Imaginava eu que este fosse um problema dos alunos do ensino médio, como eu próprio tinha percebido. Entretanto, constatei que esse é um problema que perpassa o ensino médio e chega à academia. Não há um amadurecimento em relação à necessidade de se ter domínio sobre a leitura e a escrita. Muito mais que isso, falta aos alunos a capacidade de pensar relacionalmente, criar nexos e cadeias coerentes de argumentos para expressar suas idéias, mesmos quando se trate expressar um projeto eminentemente da área de exatas ou naturais. Os alunso estão mais preocupados com CRE (Coeficiente de Rendimento Escolar) e Leite (uma espécie de cola usada para resolver as provas que, diga-se de passagem, são as mesmas desde as décadas mais remotas, razão pela qual os alunos passam uns para os outros o famoso leite). os assuntos conversados pelos alunos, são em geral, festas, bebedeiras, estudez vista no youtube, a exemplo do vídeo "eu quero estudar na FACISA" mais acessado ultimamente.

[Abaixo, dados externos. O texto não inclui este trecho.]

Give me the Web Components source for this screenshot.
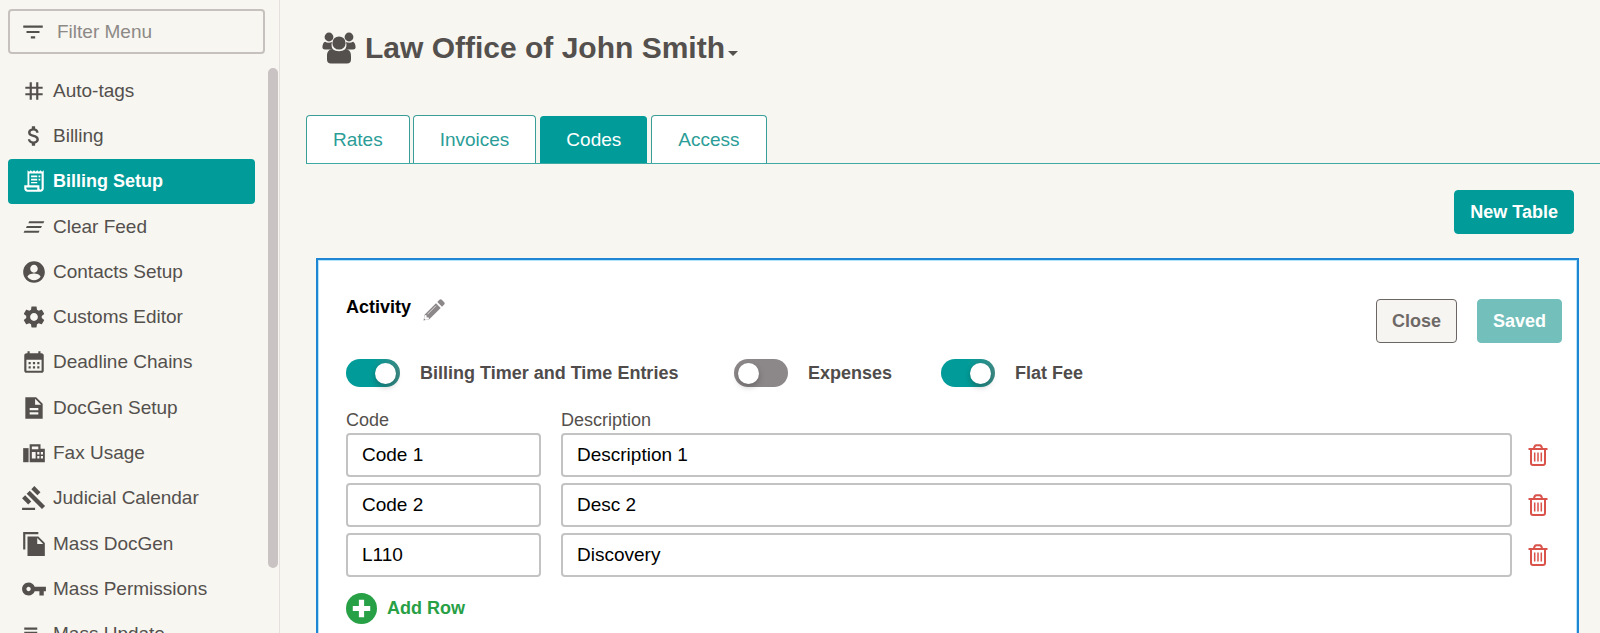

Quero dizer que não há uma distinção entre o aluno do ensino médio e o do superior quanto à mentalidade. Apenas na hora final do curso, em que se vê obrigado a escrever sua monografia e do estágio é que estes alunos acabam amadurecendo. Está em curso um processo de imbecilização das mentes que significa perca de capacidade de pensar globalmente, ter visão de futuro, entender os conflitos, ter consciência histórica, ser capaz de dialogar, se interessar menos no coletivo e mais no individual mesmo que isso implique práticas até criminosas.

A fragmentação do saber é, segundo Edgard Morin, um drástico aspecto da universidade contemporâneamente. Em A Cabeça bem feita, repensar a reforma e reformar o pensamento, o sociólogo destaca, por um lado, a valorização dos saberes separados, fragmentados, compartimentados entre disciplinas, e, por outro lado, realidades ou problemas cada vez mais polidisciplinares, transversais, multidimensionais, transnacionais, globais, planetários. Diz ele que:

Na escola primária nos ensinam a isolar os objetos (de seu
meio ambiente), a separar as disciplinas (em vez de reconhecer suas
correlações), a dissociar os problemas, em vez de reunir e integrar.
Obrigam-nos a reduzir o complexo ao simples, isto é, a separar o que está
ligado; a decompor, e não a recompor; e a eliminar tudo que causa
desordens ou contradições em nosso entendimento

Assim, o empobrecimento da formação do indivíduo pela compartimentação do saber e, portanto, na seleção das diversas possibilidades de abordar e conhecer o mundo. Isso é ruim para Sociologia, que tem sido uma disciplina marginalizada tanto no ensino médio como no superior. Sua contribuição poderia ser maior se fosse dado mais espaço. A sociologia, entre outras coisas, nos ajudaria a entender as problemáticas que enfrentamos de modo global, nos faria perceber quais os atores envolvidos, quais responsabilidade. Como diria, Bourdieu, faria todos nós entender a causa do sofrimento.

Morin defende que "Quanto mais desenvolvida é a inteligência geral, maior é sua capacidade de tratar problemas especiais. A educação deve favorecer a aptidão natural da mente para colocar e resolver os problemas e, correlativamente, estimular o pleno emprego da inteligência geral." Acredito que a Sociologia poderia oferecer, juntamente com outras discipilnas, a base para se entender os problemas e as possiblidades de resolução. Ela ajudaria a perceber relações entre coisas que, aparentemente, não teriam nenhuma ligação, como a relação entre meio ambiente e desenvolvimento tanto no seu pólo negativo "o crescimento econômico gera desequilíbio ambiental" quando no seu pólo positivo " a reeducação dos hábitos pode gerar qualidade de vida".

Temos que reformar o pensamento. Enquanto isso não acontece, ficamos sob a constante angústia de professor.